WHAT IS EXPECTED
Find the lines containing the word "styles" and copy every one of them.
******************************
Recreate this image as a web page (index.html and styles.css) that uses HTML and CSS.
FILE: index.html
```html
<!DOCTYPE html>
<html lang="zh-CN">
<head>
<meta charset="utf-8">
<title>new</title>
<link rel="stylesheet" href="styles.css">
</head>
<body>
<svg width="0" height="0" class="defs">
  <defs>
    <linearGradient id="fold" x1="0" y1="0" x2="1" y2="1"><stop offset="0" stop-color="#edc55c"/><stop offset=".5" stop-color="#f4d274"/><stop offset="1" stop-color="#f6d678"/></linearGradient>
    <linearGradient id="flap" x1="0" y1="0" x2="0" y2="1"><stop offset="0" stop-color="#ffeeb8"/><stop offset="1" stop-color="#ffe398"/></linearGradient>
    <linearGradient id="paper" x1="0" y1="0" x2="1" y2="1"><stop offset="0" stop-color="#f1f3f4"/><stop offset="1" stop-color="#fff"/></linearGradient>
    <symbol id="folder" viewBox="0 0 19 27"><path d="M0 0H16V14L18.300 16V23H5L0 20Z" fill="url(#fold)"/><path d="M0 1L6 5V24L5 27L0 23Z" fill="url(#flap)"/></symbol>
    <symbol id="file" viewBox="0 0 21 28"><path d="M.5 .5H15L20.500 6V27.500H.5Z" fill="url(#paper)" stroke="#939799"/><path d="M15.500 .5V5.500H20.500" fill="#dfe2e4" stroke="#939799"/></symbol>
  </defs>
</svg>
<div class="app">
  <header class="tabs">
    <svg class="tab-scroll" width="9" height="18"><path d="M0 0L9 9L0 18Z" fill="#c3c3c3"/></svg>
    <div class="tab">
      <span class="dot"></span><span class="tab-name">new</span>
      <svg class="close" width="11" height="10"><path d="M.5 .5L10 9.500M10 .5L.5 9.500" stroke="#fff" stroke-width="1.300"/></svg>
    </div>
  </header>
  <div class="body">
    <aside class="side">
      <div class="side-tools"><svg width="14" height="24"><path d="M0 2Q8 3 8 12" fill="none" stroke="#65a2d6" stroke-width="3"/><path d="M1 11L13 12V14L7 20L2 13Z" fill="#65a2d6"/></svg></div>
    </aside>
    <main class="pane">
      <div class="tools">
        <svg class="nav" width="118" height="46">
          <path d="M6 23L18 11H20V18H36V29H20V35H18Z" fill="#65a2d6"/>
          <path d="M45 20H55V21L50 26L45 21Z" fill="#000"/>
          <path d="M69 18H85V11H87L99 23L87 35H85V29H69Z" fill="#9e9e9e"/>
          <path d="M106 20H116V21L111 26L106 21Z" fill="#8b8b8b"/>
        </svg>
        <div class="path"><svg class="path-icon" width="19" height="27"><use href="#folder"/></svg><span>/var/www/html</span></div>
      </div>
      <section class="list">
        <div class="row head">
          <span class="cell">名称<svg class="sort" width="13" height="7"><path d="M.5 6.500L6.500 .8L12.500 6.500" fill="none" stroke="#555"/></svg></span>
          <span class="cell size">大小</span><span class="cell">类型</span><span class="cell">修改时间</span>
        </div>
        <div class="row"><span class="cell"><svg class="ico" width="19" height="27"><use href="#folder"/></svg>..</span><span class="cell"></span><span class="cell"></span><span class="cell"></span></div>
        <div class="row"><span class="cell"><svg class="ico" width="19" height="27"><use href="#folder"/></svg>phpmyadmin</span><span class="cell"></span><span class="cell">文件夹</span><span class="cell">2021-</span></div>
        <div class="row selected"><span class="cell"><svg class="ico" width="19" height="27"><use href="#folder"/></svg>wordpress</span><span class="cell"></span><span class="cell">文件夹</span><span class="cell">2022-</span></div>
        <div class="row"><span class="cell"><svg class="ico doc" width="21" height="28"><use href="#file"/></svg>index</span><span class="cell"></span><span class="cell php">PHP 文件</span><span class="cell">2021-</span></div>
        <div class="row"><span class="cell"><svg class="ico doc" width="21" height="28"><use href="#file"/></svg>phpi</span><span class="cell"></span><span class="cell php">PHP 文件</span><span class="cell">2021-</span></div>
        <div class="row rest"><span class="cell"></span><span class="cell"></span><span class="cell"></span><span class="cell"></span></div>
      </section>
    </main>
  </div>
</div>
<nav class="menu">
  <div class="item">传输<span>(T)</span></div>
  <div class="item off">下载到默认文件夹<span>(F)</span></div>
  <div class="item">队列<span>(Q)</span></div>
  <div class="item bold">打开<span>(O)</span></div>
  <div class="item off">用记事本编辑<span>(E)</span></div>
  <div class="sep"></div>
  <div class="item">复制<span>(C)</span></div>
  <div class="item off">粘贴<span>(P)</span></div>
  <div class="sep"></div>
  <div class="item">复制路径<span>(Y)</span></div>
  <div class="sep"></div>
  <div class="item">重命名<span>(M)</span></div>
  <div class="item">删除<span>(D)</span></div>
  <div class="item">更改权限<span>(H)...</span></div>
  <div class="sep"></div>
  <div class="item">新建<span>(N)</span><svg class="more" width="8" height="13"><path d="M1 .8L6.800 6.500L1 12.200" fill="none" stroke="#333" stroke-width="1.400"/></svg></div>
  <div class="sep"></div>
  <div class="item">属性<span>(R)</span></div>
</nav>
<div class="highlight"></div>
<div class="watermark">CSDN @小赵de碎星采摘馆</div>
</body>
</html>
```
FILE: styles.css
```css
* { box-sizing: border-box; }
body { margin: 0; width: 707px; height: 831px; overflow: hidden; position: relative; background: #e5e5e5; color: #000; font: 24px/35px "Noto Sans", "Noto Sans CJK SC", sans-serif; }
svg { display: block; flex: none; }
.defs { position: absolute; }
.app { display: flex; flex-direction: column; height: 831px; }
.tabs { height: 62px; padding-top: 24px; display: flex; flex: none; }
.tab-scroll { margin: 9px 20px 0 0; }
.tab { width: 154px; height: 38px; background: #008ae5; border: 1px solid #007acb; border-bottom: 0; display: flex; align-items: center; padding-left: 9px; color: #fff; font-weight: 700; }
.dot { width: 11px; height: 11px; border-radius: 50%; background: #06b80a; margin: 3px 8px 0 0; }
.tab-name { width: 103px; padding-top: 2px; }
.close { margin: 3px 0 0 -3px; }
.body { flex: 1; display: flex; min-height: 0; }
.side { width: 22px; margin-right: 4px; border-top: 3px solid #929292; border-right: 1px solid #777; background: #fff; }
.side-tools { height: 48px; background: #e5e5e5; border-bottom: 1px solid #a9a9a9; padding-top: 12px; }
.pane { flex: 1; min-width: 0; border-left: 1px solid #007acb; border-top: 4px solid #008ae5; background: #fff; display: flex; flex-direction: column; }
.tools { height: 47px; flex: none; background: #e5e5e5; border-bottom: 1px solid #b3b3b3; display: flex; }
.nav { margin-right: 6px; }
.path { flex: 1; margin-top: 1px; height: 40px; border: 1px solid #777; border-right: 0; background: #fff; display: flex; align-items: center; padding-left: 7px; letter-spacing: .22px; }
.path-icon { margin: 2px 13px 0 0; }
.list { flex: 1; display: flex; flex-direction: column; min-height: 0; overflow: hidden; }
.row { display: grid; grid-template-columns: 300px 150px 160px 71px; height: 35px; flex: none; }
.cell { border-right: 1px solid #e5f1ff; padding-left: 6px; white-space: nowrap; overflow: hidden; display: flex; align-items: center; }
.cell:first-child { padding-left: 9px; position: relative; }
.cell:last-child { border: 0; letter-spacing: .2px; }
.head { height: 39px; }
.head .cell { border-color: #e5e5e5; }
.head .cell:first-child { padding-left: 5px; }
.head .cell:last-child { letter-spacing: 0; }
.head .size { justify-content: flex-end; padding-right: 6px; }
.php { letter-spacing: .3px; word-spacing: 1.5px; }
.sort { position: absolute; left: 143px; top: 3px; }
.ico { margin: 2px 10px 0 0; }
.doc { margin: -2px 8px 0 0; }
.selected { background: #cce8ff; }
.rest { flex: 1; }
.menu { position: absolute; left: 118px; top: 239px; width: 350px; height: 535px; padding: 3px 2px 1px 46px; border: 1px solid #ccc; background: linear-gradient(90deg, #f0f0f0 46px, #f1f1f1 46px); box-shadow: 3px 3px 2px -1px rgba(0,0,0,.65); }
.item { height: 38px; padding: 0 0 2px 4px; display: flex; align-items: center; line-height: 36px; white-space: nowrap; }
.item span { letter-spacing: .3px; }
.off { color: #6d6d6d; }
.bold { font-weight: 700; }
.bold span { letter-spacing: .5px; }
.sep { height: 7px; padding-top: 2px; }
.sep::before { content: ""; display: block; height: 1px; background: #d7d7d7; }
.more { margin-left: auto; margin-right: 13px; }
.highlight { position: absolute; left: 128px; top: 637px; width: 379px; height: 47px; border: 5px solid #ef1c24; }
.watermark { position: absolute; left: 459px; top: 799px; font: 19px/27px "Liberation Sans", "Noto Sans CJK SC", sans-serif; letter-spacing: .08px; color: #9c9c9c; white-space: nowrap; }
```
******************************
ANSWER IN FULL
Recreate this image as a web page (index.html and styles.css) that uses HTML and CSS.
<link rel="stylesheet" href="styles.css">
FILE: styles.css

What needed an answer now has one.